The Cincinnati-based CPG giant plans to focus on its top 70-80 most profitable brands, which accounted for 90 percent of sales and more than 95 percent of profit since 2011, and either sell, discontinue or merge the remaining brands whose sales and profits have declined in as much time – 3 percent and 16 percent, respectively.
The brand names to be sold have not yet been revealed, but a Reuters report noted that P&G's family, feminine and baby care businesses "would lose fewer brands than its other four businesses."
P&G's move represents a "strategic step forward that will significantly streamline and simplify the company's business and brand portfolio," Chairman/CEO A.G. Lafley said on a conference on Friday. The company did not offer a concrete timeline in which this divesture will be complete, but CFO Jon Moeller estimated between 12 and 24 months.
The decision to cut as much as half of its current brand lineup follows in the wake of the company's tepid sales growth and decision to cut global ad spending – $9.1 billion, down from $9.7 billion last year – according to reports. The company noted it would continue to reassess its marketing efforts and focus more heavily on digital media.

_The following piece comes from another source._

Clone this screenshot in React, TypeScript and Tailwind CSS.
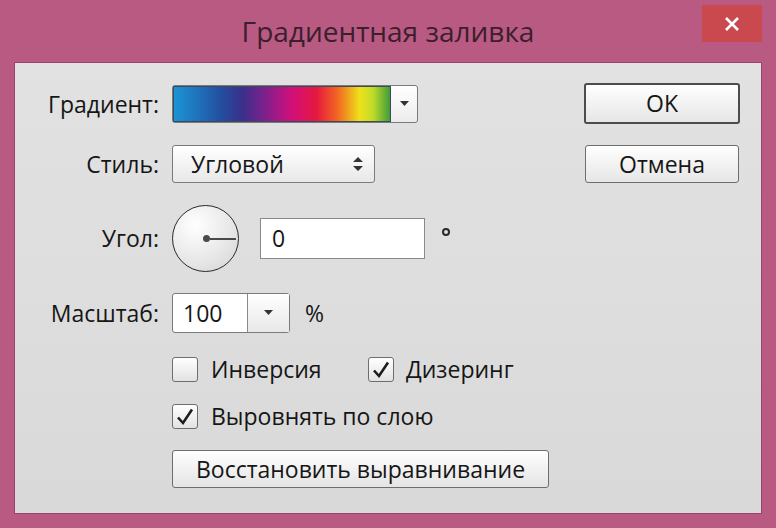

“We look at things like the reach, the frequency, the targets that we’re reaching, the conversion rates on the messaging, and that’s much more important than actual dollars spent given what’s happened in that industry," Moeller added. "But you should not mistake this for a second as lack of willingness to invest behind smart ideas to build the top line.”
The ripple effect of P&G’s initiative through the retail environment could be significant. While many believe that consumers would be happier with fewer choices at retail, online availability is ensuring that consumers can obtain the brands they want if their preferred retailer doesn’t carry them. Any disruption in brand availability at brick-and-mortar retailers will mean that P&G’s divested products – at least those transitioning to a new owner – could spur online shopping. These purchases might start small, but would easily build to impact other categories.
At press time, Procter & Gamble had not responded to a request for comment.